Microstructure and dielectric properties of compositionally graded Ba1-xSrxTiO3 multilayer tunable capacitors

Li₂O/B₂O₃-added Ba_1-xSr_xTiO₃ (B_1-xS_xT) ceramics, where 0.2 ≤ x ≤ 0.35, were well densified at 920 °C with pure perovskite structure. The dielectric constant, tunability, and figure of merit (FOM) of B_1-xS_xT ceramics increased with x because of the decreasing Curie temperature (T_C). The specimen with x = 0.35, whose T_C was close to room temperature, exhibited a large tunability of 27.4 % and FOM of 110 at 10 kV/cm.
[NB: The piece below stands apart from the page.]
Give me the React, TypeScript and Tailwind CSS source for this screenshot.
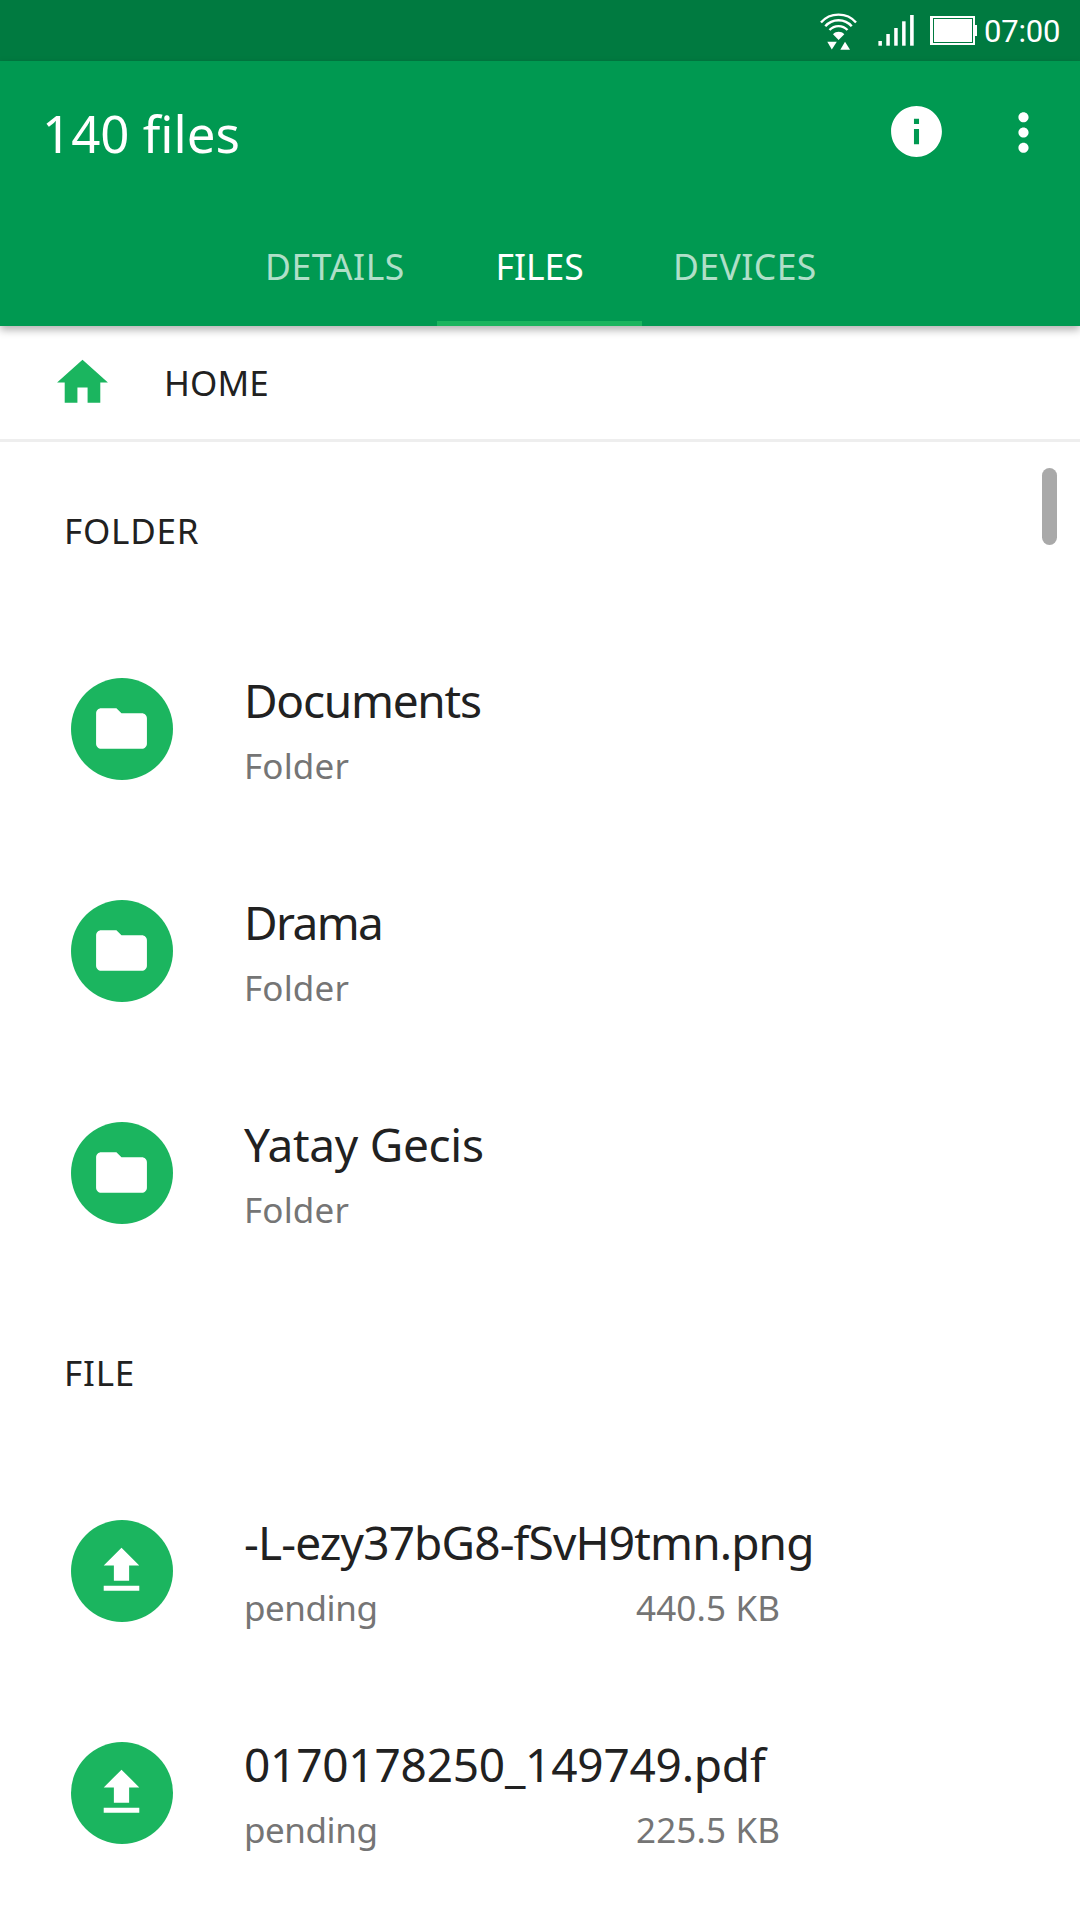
import type { ReactNode } from "react";

function StatusIcons() {
  return (
    <svg className="h-[61px] w-[180px] shrink-0" viewBox="0 0 180 61" fill="none">
      <g stroke="#fff" strokeWidth="2.4">
        <path d="M21 22.5C30 12 47 12 56 22.5" />
        <path d="M25.3 26.3C32 18.2 45 18.2 51.7 26.3" />
        <path d="M29.5 30C34.5 24.8 42.5 24.8 47.5 30" />
      </g>
      <g fill="#fff">
        <path d="M33 34.2c3.3-3.2 8-3.2 11.3 0L38.6 40z" />
        <path d="M27.3 41.7h9.5L31.8 49.5z" />
        <path d="M40.3 49.7L45 41.8l5 7.9z" />
        <rect x="78.4" y="41" width="3.5" height="4.7" />
        <rect x="86.3" y="34" width="3.5" height="11.7" />
        <rect x="94.2" y="28" width="3.5" height="17.7" />
        <rect x="102.1" y="21.3" width="3.5" height="24.4" />
        <rect x="110.1" y="15" width="3.6" height="30.7" />
        <path fillRule="evenodd" d="M130 16h45v29h-45zM133 18v25h40V18z" />
        <rect x="134" y="19" width="38" height="23" />
        <rect x="174.5" y="25" width="2.5" height="11" />
      </g>
    </svg>
  );
}

function Icon({ d, className }: { d: string; className?: string }) {
  return (
    <svg viewBox="0 0 24 24" className={`size-[61px] shrink-0 fill-current ${className ?? ""}`}>
      <path d={d} />
    </svg>
  );
}

const INFO = "M12 2C6.48 2 2 6.48 2 12s4.48 10 10 10 10-4.48 10-10S17.52 2 12 2zm1 15h-2v-6h2v6zm0-8h-2V7h2v2z";
const MORE =
  "M12 8c1.1 0 2-.9 2-2s-.9-2-2-2-2 .9-2 2 .9 2 2 2zm0 2c-1.1 0-2 .9-2 2s.9 2 2 2 2-.9 2-2-.9-2-2-2zm0 6c-1.1 0-2 .9-2 2s.9 2 2 2 2-.9 2-2-.9-2-2-2z";
const HOME = "M10 20v-6h4v6h5v-8h3L12 3 2 12h3v8z";
const FOLDER = "M10 4H4c-1.1 0-1.99.9-1.99 2L2 18c0 1.1.9 2 2 2h16c1.1 0 2-.9 2-2V8c0-1.1-.9-2-2-2h-8l-2-2z";
const UPLOAD = "M9 16h6v-6h4l-7-7-7 7h4zm-4 2h14v2H5z";

function SectionTitle({ children }: { children: ReactNode }) {
  return (
    <h2 className="flex h-[176px] items-center pt-[2px] pl-[64px] text-[35px] leading-[48px] tracking-[0.8px]">
      {children}
    </h2>
  );
}

type Entry = { name: string; nameClass: string; icon: string; note: string; noteClass: string; size?: string };

function Row({ name, nameClass, icon, note, noteClass, size }: Entry) {
  return (
    <li className="flex h-[222px] items-center pl-[71px]">
      <span className="flex size-[102px] shrink-0 items-center justify-center rounded-full bg-[#1bb55f] pr-px pb-px text-white">
        <Icon d={icon} />
      </span>
      <div className="ml-[71px] flex flex-col gap-[12px] pt-[2px]">
        <div className={`text-[46px] leading-[60px] whitespace-nowrap ${nameClass}`}>{name}</div>
        <div className="flex text-[35px] leading-[48px] text-[#757575]">
          <span className={`w-[392px] ${noteClass}`}>{note}</span>
          {size && <span className="tracking-[0.15px]">{size}</span>}
        </div>
      </div>
    </li>
  );
}

const folders: Entry[] = [
  { name: "Documents", nameClass: "tracking-[-1.25px]", icon: FOLDER, note: "Folder", noteClass: "tracking-[0.15px]" },
  { name: "Drama", nameClass: "tracking-[-1.6px]", icon: FOLDER, note: "Folder", noteClass: "tracking-[0.15px]" },
  { name: "Yatay Gecis", nameClass: "tracking-[-0.28px]", icon: FOLDER, note: "Folder", noteClass: "tracking-[0.15px]" },
];

const files: Entry[] = [
  {
    name: "-L-ezy37bG8-fSvH9tmn.png",
    nameClass: "tracking-[-0.85px]",
    icon: UPLOAD,
    note: "pending",
    noteClass: "tracking-[-0.45px]",
    size: "440.5 KB",
  },
  {
    name: "0170178250_149749.pdf",
    nameClass: "tracking-[-0.22px]",
    icon: UPLOAD,
    note: "pending",
    noteClass: "tracking-[-0.45px]",
    size: "225.5 KB",
  },
];

export default function App() {
  return (
    <div className="flex h-[1920px] w-[1080px] flex-col overflow-hidden bg-white font-['Noto_Sans',sans-serif] text-[#212121]">
      <div className="flex h-[61px] shrink-0 items-center bg-[#007a40] pl-[800px] text-white">
        <StatusIcons />
        <span className="ml-[4px] pt-[2px] font-[Roboto,sans-serif] text-[31px] leading-[40px] tracking-[-0.2px]">
          07:00
        </span>
      </div>

      <header className="relative z-10 shrink-0 bg-[#009951] text-white shadow-[0_4px_8px_rgba(0,0,0,0.3)]">
        <div className="flex h-[142px] items-center pr-[26px] pl-[42px]">
          <h1 className="flex-1 pt-px text-[51px] leading-[64px]">140 files</h1>
          <Icon d={INFO} className="mb-px" />
          <Icon d={MORE} className="ml-[46px]" />
        </div>
        <nav className="flex h-[123px] justify-center text-[35.5px] leading-[127px] text-white/70">
          <span className="w-[205px] pl-[33.5px] tracking-[0.6px]">DETAILS</span>
          <span className="w-[205px] border-b-[5px] border-[#1bb55f] pl-[59px] tracking-[0px] text-white">FILES</span>
          <span className="w-[207px] pl-[31.5px] tracking-[0.45px]">DEVICES</span>
        </nav>
      </header>

      <div className="flex h-[116px] shrink-0 items-center border-b-3 border-[#eee] pl-[52px]">
        <Icon d={HOME} className="text-[#1bb55f]" />
        <span className="ml-[51px] text-[35px] leading-[48px] tracking-[0.1px]">HOME</span>
      </div>

      <main className="relative flex-1 overflow-hidden">
        <SectionTitle>FOLDER</SectionTitle>
        <ul>
          {folders.map((f) => (
            <Row key={f.name} {...f} />
          ))}
        </ul>
        <SectionTitle>FILE</SectionTitle>
        <ul>
          {files.map((f) => (
            <Row key={f.name} {...f} />
          ))}
        </ul>
        <div className="absolute top-[26px] right-[23px] h-[77px] w-[15px] rounded-full bg-[#a9a9a9]" />
      </main>
    </div>
  );
}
A compositionally graded multilayer (CGML), which was sintered at 920 °C, was fabricated using B_1-xS_xT thick films to produce a temperature-stable tunable capacitor, and it evinced a dense microstructure and a continuous interface between the B_1-xS_xT thick film and the Ag electrode. This CGML capacitor showed a large tunability (51 %) and FOM (150) at 20 kV/cm. It also exhibited stable tunability (17–28 % at 10 kV/cm) at temperatures between 30–90 °C. Therefore, the B_1-xS_xT CGML capacitor is a suitable candidate for temperature-stable tunable capacitors.